I've loved this show since I was in like 5th grade.


----------



## Larry (Apr 6, 2011)

STB said:


> I've loved this show since I was in like 5th grade.



I loved it since I was 2 yo. xD

I'm so sad the series ended, though. On the bright side, I got to see Eddy's brother.
[video=youtube;fnzzC0yiM2o]http://www.youtube.com/watch?v=fnzzC0yiM2o[/video]


----------



## Captain Howdy (Apr 6, 2011)

Pre-school episodes yes, but not in the in-school episodes.


----------



## Larry (Apr 6, 2011)

Lastdirewolf said:


> Pre-school episodes yes, but not in the in-school episodes.



Yeah, I know what you mean.
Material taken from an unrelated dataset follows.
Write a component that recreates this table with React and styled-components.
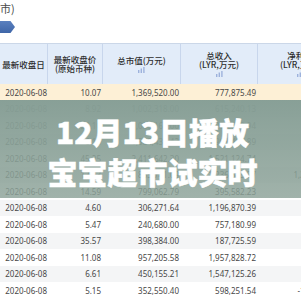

I liked the old episodes better than the new ones. Still, I watched all of them.


----------



## Aden (Apr 6, 2011)

THAT'S MY HORSE


----------



## Vizard (Apr 6, 2011)

Good freakin' show. That is all. (also, the old CN was awesome)


----------



## Larry (Apr 6, 2011)

Aden said:


> THAT'S MY HORSE


 
No Aden, IT'S MY HORSE!!! >=(


----------



## cad (Apr 6, 2011)

I love this show. So. Fucking. Much.


----------



## Dragunov (Apr 6, 2011)

This, Johnny Bravo, Dexter's Lab and 2 Stupid Dogs were my childhood


----------



## Dr. Durr (Apr 6, 2011)

Where the fladoodle is that EEnE spin off IMDB talked about?


----------



## Larry (Apr 6, 2011)

Dr. Durr said:


> Where the fladoodle is that EEnE spin off IMDB talked about?


 
A spinoff? Could you give us details?


----------



## Captain Howdy (Apr 6, 2011)

Err, I heard a movie that was going to be the super angry girl, Jimmy, and double D I think.  didn't think it was a spin off though


----------



## Cchytale Murilega (Apr 6, 2011)

Lol I liked that show.


----------



## Bloodshot_Eyes (Apr 6, 2011)

Yeah.


----------



## FoxPhantom (Apr 6, 2011)

I saw it when I was in 6th grade, I found the scams funny when eddy got smacked along side with edd and ed. XD


----------



## Ley (Apr 6, 2011)

larry669 said:


> I loved it since I was 2 yo. xD
> 
> I'm so sad the series ended, though. On the bright side, I got to see Eddy's brother.
> [video=youtube;fnzzC0yiM2o]http://www.youtube.com/watch?v=fnzzC0yiM2o[/video]


 
Shit I grew up with Ed Edd and Eddy. BUT I NEVER SAW HIS BROTHER!! My life is complete. <3


----------



## Echo Wolf (Apr 7, 2011)

This show was great although everyone else in my house thought that it was just stupid lol.


----------



## Larry (Apr 7, 2011)

Echo Wolf said:


> This show was great although everyone else in my house thought that it was just stupid lol.


 
Strangly, my parents liked it as much as I did. Maybe even more...



Ley said:


> Shit I grew up with Ed Edd and Eddy. BUT I NEVER SAW HIS BROTHER!! My life is complete. <3



The clip is from the Ed Edd n Eddy's Big Picture Show. I think someone uploaded it on YouTube, but you can totally buy the movie on iTunes.


----------



## Kihari (Apr 7, 2011)

Oh man, I loved this show, but not quite as much as _Dexter's Lab_. Never saw the in-school episodes or the movie, but from what people say about the former maybe that's a good thing.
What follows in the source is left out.